Sob Trump, os EUA intensificam a pressão internacional no enfrentamento ao narcoterrorismo, embora os esforços tenham início antes do segundo mandato do republicano. Em março do ano passado, ainda na administração do ex-presidente Joe Biden, o Departamento do Tesouro americano aplicou sanções a um membro do PCC. Na ocasião, o órgão justificou que a facção opera uma “rede extensa” na América Latina e tem aumentado sua atuação global.

Com Trump de volta à Casa Branca, em fevereiro, o departamento de Estado designou oficialmente uma série de cartões sobre o tráfico de drogas como organizações terroristas globais que representam um risco “significativo” à segurança nacional do país.

No Brasil, a estratégia dos Estados Unidos conta com o apoio de setores da classe política. O governador do Rio de Janeiro, Cláudio Castro, viajou a Nova York para debater a segurança pública no estado. A delegação dele apresentou a autoridades americanas um relatório com argumentos que justificam o reconhecimento oficial do CV como organização terrorista, conforme noticiado pelo jornal O Globo.

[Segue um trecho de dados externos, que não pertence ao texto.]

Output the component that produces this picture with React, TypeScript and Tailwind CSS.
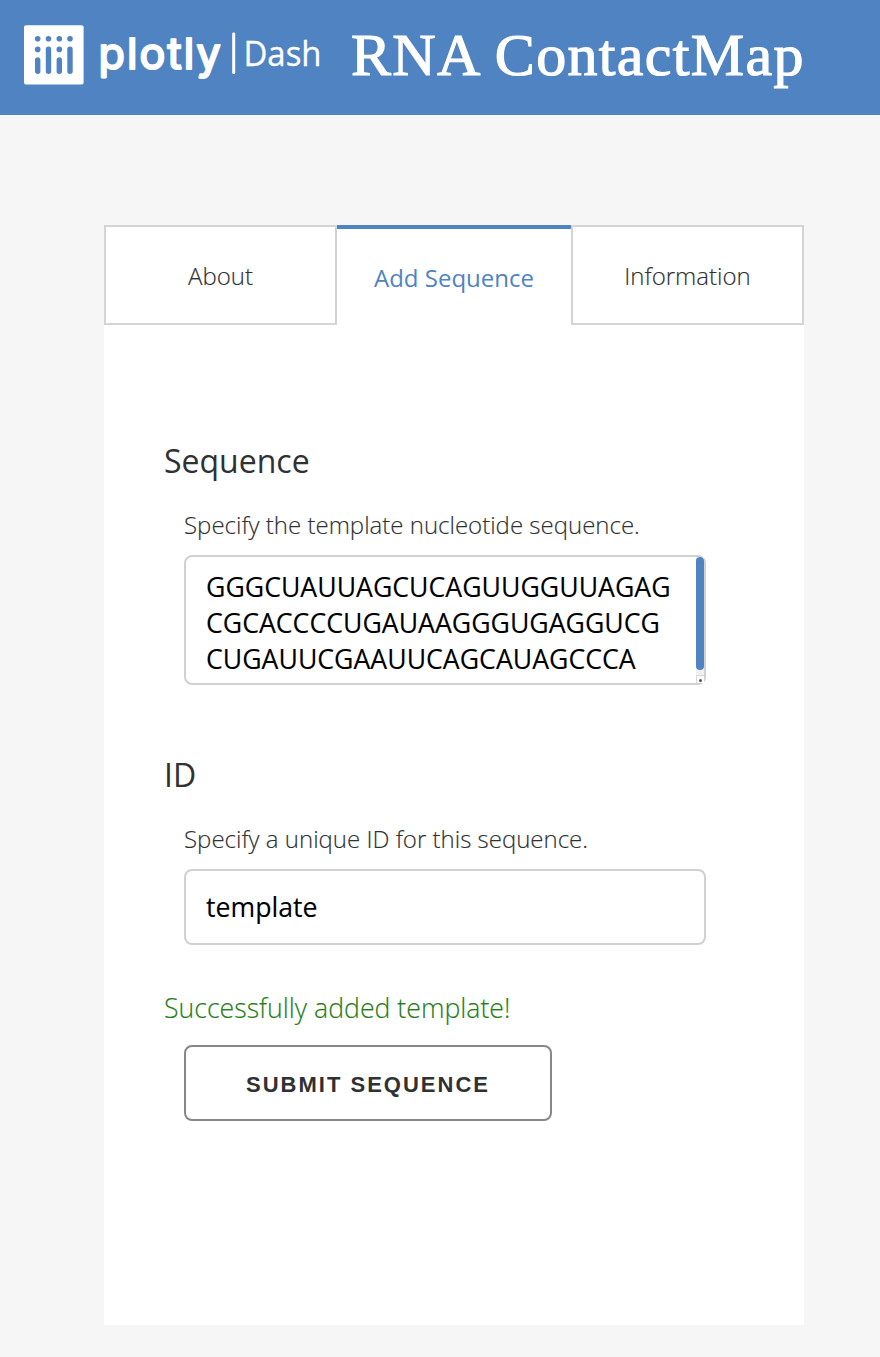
import React from "react";

function Logo() {
  return (
    <svg width="300" height="64" viewBox="24 24 300 64" fill="none" aria-label="plotly Dash">
      <rect x="24" y="25.3" width="59.6" height="59.2" rx="2" fill="#fff" />
      <g fill="#4f83c2">
        <circle cx="37.7" cy="38.7" r="2.8" />
        <circle cx="48.5" cy="38.7" r="2.8" />
        <circle cx="59.3" cy="38.7" r="2.8" />
        <circle cx="70" cy="38.7" r="2.8" />
        <circle cx="37.7" cy="49.4" r="2.8" />
        <circle cx="59.3" cy="49.4" r="2.8" />
        <rect x="35" y="57.3" width="5.4" height="16.7" rx="2.7" />
        <rect x="45.8" y="46.6" width="5.4" height="27.4" rx="2.7" />
        <rect x="56.6" y="57.3" width="5.4" height="16.7" rx="2.7" />
        <rect x="67.3" y="46.6" width="5.4" height="27.4" rx="2.7" />
      </g>
      <text
        x="98.6"
        y="68.8"
        textLength="122"
        lengthAdjust="spacing"
        className="fill-white stroke-white stroke-[2.2px] font-['Inter'] text-[43px] font-normal"
        strokeLinejoin="round"
        strokeLinecap="round"
      >
        plotly
      </text>
      <rect x="232.2" y="32.5" width="3" height="41.5" rx="1.2" fill="#fff" />
      <text
        x="243.5"
        y="65.7"
        textLength="78"
        lengthAdjust="spacingAndGlyphs"
        className="fill-white stroke-white stroke-[0.3px] font-['Open_Sans'] text-[34px]"
      >
        Dash
      </text>
    </svg>
  );
}

function Tab({ label, active = false }: { label: string; active?: boolean }) {
  return (
    <button
      className={
        active
          ? "h-[100px] w-[234px] border-t-4 border-[#4f83c2] bg-white pt-[2px] text-[24px] font-normal text-[#4f83c2]"
          : "h-[100px] w-[233px] border-2 border-[#d3d4d3] bg-white pt-[2px] text-[24px] font-light [-webkit-text-stroke:0.15px_#303132]"
      }
    >
      {label}
    </button>
  );
}

export default function App() {
  return (
    <div className="h-[1357px] w-[880px] bg-[#f6f6f6] font-['Open_Sans',sans-serif] text-[#303132]">
      <header className="flex h-[115px] items-start bg-[#4f83c2] pl-6 text-white">
        <div className="pt-6">
          <Logo />
        </div>
        <h1 className="ml-[27px] pt-[20px] font-['Liberation_Serif',serif] text-[60px] leading-[70px] tracking-[1.35px] whitespace-nowrap [-webkit-text-stroke:1.2px_white]">
          RNA ContactMap
        </h1>
      </header>
      <main className="mt-[110px] ml-[104px] h-[1100px] w-[700px] bg-white">
        <nav className="flex">
          <Tab label="About" />
          <Tab label="Add Sequence" active />
          <Tab label="Information" />
        </nav>
        <form className="flex flex-col items-start pt-[112px] pl-[60px]">
          <h2 className="text-[32px] leading-[48px]">Sequence</h2>
          <label className="mt-[22px] ml-5 text-[24px] leading-[36px] font-light [-webkit-text-stroke:0.15px_#303132]">
            Specify the template nucleotide sequence.
          </label>
          <div className="relative mt-[12px] ml-5 h-[130px] w-[522px]">
            <textarea
              className="block h-full w-full resize-none overflow-hidden rounded-lg border-2 border-[#d1d1d1] bg-white px-5 pt-[12px] text-[26.67px] leading-[36px] text-black outline-none [-webkit-text-stroke:0.1px_black]"
              spellCheck={false}
              readOnly
              value={"GGGCUAUUAGCUCAGUUGGUUAGAG\nCGCACCCCUGAUAAGGGUGAGGUCG\nCUGAUUCGAAUUCAGCAUAGCCCA"}
            />
            <div className="absolute top-[2px] right-[2px] flex h-[126px] w-2 flex-col bg-[#f1f1f1]">
              <div className="h-[113px] rounded-full bg-[#4f83c2]" />
              <div className="mt-auto flex h-2 items-center justify-center border-t border-l border-[#d8d8d8] bg-white">
                <div className="mt-[2px] size-[3px] rounded-full bg-[#555]" />
              </div>
            </div>
          </div>
          <h2 className="mt-[66px] text-[32px] leading-[48px]">ID</h2>
          <label className="mt-[22px] ml-5 text-[24px] leading-[36px] font-light [-webkit-text-stroke:0.15px_#303132]">
            Specify a unique ID for this sequence.
          </label>
          <input
            className="mt-[12px] ml-5 h-[76px] w-[522px] rounded-lg border-2 border-[#d1d1d1] bg-white px-5 pb-[2px] text-[26.67px] text-black outline-none [-webkit-text-stroke:0.1px_black]"
            readOnly
            value="template"
          />
          <p className="mt-[41px] text-[26.67px] leading-[44px] font-light text-[#267d16] [-webkit-text-stroke:0.15px_#267d16]">
            Successfully added template!
          </p>
          <button
            type="button"
            className="mt-[15px] ml-5 h-[76px] w-[368px] rounded-lg border-2 border-[#888] bg-white pt-[2px] font-['Liberation_Sans',sans-serif] text-[22px] font-bold tracking-[2px] whitespace-nowrap"
          >
            SUBMIT SEQUENCE
          </button>
        </form>
      </main>
    </div>
  );
}
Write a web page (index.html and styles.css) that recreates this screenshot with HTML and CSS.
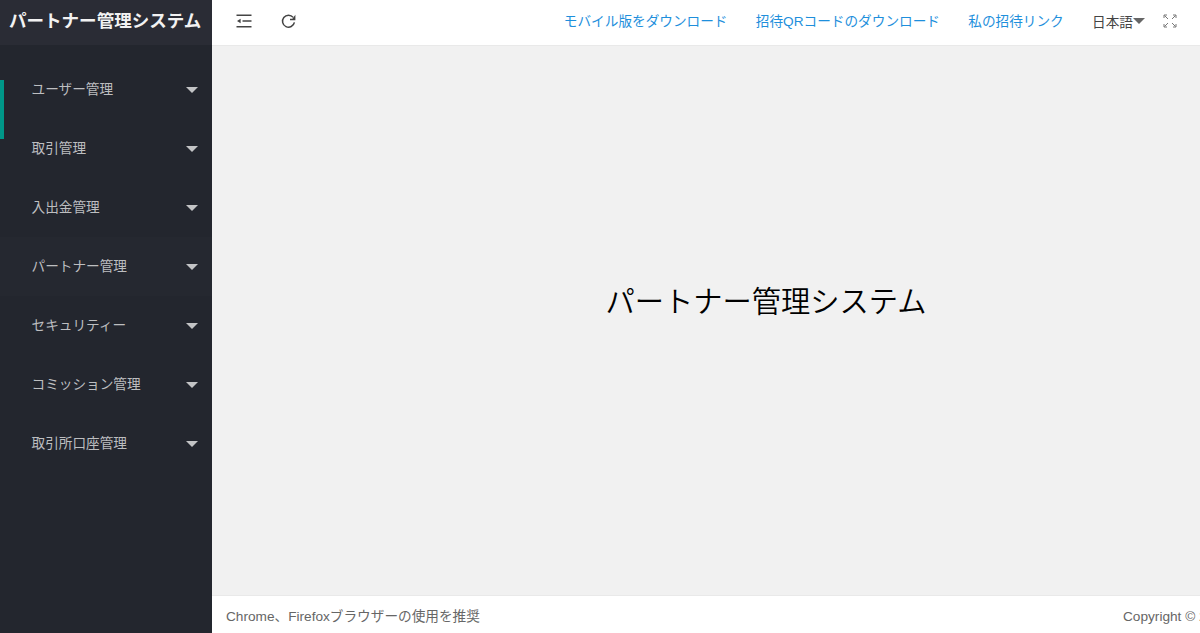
FILE: index.html
```
<!DOCTYPE html>
<html lang="ja">
<head>
<meta charset="utf-8">
<title>パートナー管理システム</title>
<link rel="stylesheet" href="styles.css">
</head>
<body>
<div class="app">
  <aside class="sidebar">
    <div class="logo">パートナー管理システム</div>
    <ul class="menu">
      <li class="item current"><span>ユーザー管理</span><i class="caret"></i></li>
      <li class="item"><span>取引管理</span><i class="caret"></i></li>
      <li class="item"><span>入出金管理</span><i class="caret"></i></li>
      <li class="item hovered"><span>パートナー管理</span><i class="caret"></i></li>
      <li class="item"><span>セキュリティー</span><i class="caret"></i></li>
      <li class="item"><span>コミッション管理</span><i class="caret"></i></li>
      <li class="item"><span>取引所口座管理</span><i class="caret"></i></li>
    </ul>
  </aside>
  <div class="main">
    <header class="topbar">
      <div class="tools">
        <svg class="icon" width="16" height="14" viewBox="0 0 16 14"><path d="M.5 1.200h15M6.500 7h9M.5 12.800h15" fill="none" stroke="#444" stroke-width="1.500"/><path d="M1 7l3.600-2.200v4.400z" fill="#444"/></svg>
        <svg class="icon" width="16" height="16" viewBox="0 0 16 16"><path d="M13.400 9.400A6 6 0 1 1 12.200 4.400" fill="none" stroke="#444" stroke-width="1.500"/><path d="M14.400 1.800v5.400H9V5.700h2.400z" fill="#444"/></svg>
      </div>
      <nav class="links">
        <a>モバイル版をダウンロード</a>
        <a>招待QRコードのダウンロード</a>
        <a>私の招待リンク</a>
        <span class="lang">日本語<i class="caret dark"></i></span>
        <svg class="full" width="14" height="14" viewBox="0 0 14 14"><path d="M1.500 1.500l3.500 3.500M12.500 1.500L9 5M1.500 12.500l3.500-3.500M12.500 12.500L9 9M1 4V1h3M10 1h3v3M1 10v3h3M10 13h3v-3" fill="none" stroke="#777" stroke-width="1"/></svg>
      </nav>
    </header>
    <main class="content"><h1>パートナー管理システム</h1></main>
    <footer class="footer"><span>Chrome、Firefoxブラウザーの使用を推奨</span><span class="copy">Copyright © 2</span></footer>
  </div>
</div>
</body>
</html>
```
FILE: styles.css
```
* { box-sizing: border-box; }
body {
  margin: 0;
  font: 13.65px "Liberation Sans", "Noto Sans CJK JP", sans-serif;
  overflow: hidden;
}
.app { display: flex; height: 633px; width: 1200px; }
.sidebar { width: 212px; background: #23262e; flex: none; }
.logo {
  height: 45px;
  padding-left: 9px;
  background: #2a2c35;
  color: #f2f2f2;
  font-size: 17.55px;
  font-weight: bold;
  line-height: 43px;
  white-space: nowrap;
}
.menu { list-style: none; margin: 15px 0 0; padding: 0; }
.item {
  height: 59.05px;
  padding: 0 14px 4px 31.5px;
  display: flex;
  align-items: center;
  justify-content: space-between;
  color: #bdbec0;
}
.current { background: linear-gradient(#009688, #009688) 0 100% / 4px 39px no-repeat; }
.current + .item { background: linear-gradient(#009688, #009688) 0 0 / 4px 20px no-repeat; }
.item.hovered { background: #252830; }
.caret {
  border: 6px solid transparent;
  border-top-color: #c3c4c6;
  border-bottom: 0;
  margin-top: 5px;
}
.topbar {
  height: 46px;
  border-bottom: 1px solid #e9e9e9;
  background: #fff;
  display: flex;
  justify-content: space-between;
  padding: 0 23px 3px 24px;
  align-items: center;
}
.main { flex: 1; min-width: 0; display: flex; flex-direction: column; }
.tools { display: flex; align-items: center; gap: 29px; }
.icon, .full { display: block; }
.links { display: flex; align-items: center; white-space: nowrap; }
.links a { color: #1e8fdc; margin: 0 28.3px 2px 0; }
.lang { display: flex; align-items: center; color: #444; margin: 0 18px 0 0; }
.dark { border-top-color: #666; margin-top: 0; }
.content { flex: 1; background: #f1f1f1; display: flex; justify-content: center; padding: 234px 0 0 120px; }
.content h1 { margin: 0; font-size: 29.25px; font-weight: 350; line-height: 44px; color: #000; white-space: nowrap; }
.footer {
  height: 38px;
  border-top: 1px solid #e9e9e9;
  background: #fff;
  color: #666;
  display: flex;
  justify-content: space-between;
  line-height: 41px;
  padding-left: 14px;
  white-space: nowrap;
}
.copy { width: 77px; }
```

O que os especialistas opinam?

O cientista político e professor de Relações Internacionais Thiago Moreira, da Universidade Federal Fluminense (UFF), avalia que o enquadramento do crime organizado como terrorismo pode apresentar riscos ao Estado de Direito. Ele complementa que um grupo de crime organizado possui finalidade econômica, e não política-ideológica.

Moreira explica que, ao contrário de grupos extremistas como Al-Qaeda, as facções domésticas têm finalidade estritamente econômica, não político-ideológicas. Mesmo quando se infiltram no aparato estatal, elas buscam cumprir propósitos financeiros, afirma o professor.

Para ele, misturar os dois conceitos permite a securitização estatal, a transformação de questões de segurança em ameaças existenciais que exigem o uso de força excessiva.

A aplicação de leis antiterrorismo amplifica a habilidade do Estado em controlar um grupo específico e estabelece um entendimento arriscado. Um movimento social, por exemplo, poderia não ser considerado apenas como organização criminosa, mas também como terrorista, como ocorre com o MST em um cenário de governo federal conservador.

Dificuldades na tipificação

O professor de Direito Penal Gerson Faustino Rosa, da UniCuritiba e da Escola Superior da Polícia Civil do Estado do Paraná, declara que o texto atual da Lei Antiterrorismo foi construído de forma inadequada ao demandar a prova de questões como racismo e xenofobia. “Esses elementos estão relacionados [ao conceito de] genocídio, não de terrorismo”, afirma.

Rosa considera o terrorismo como um ato de violência extrema, visando expor e se beneficiar da vulnerabilidade do Estado. Contudo, ele afirma que o requisito das condicionantes impede que a legislação seja aplicável à tipificação de atividades terroristas.

O Brasil poderia instituir um tipo penal ou fundamento legal que determine que, quando um ato tiver como objetivo específico provocar terror social para fins de proveito político, o crime seria considerado terrorista e, sujeitos a uma pena mais elevada.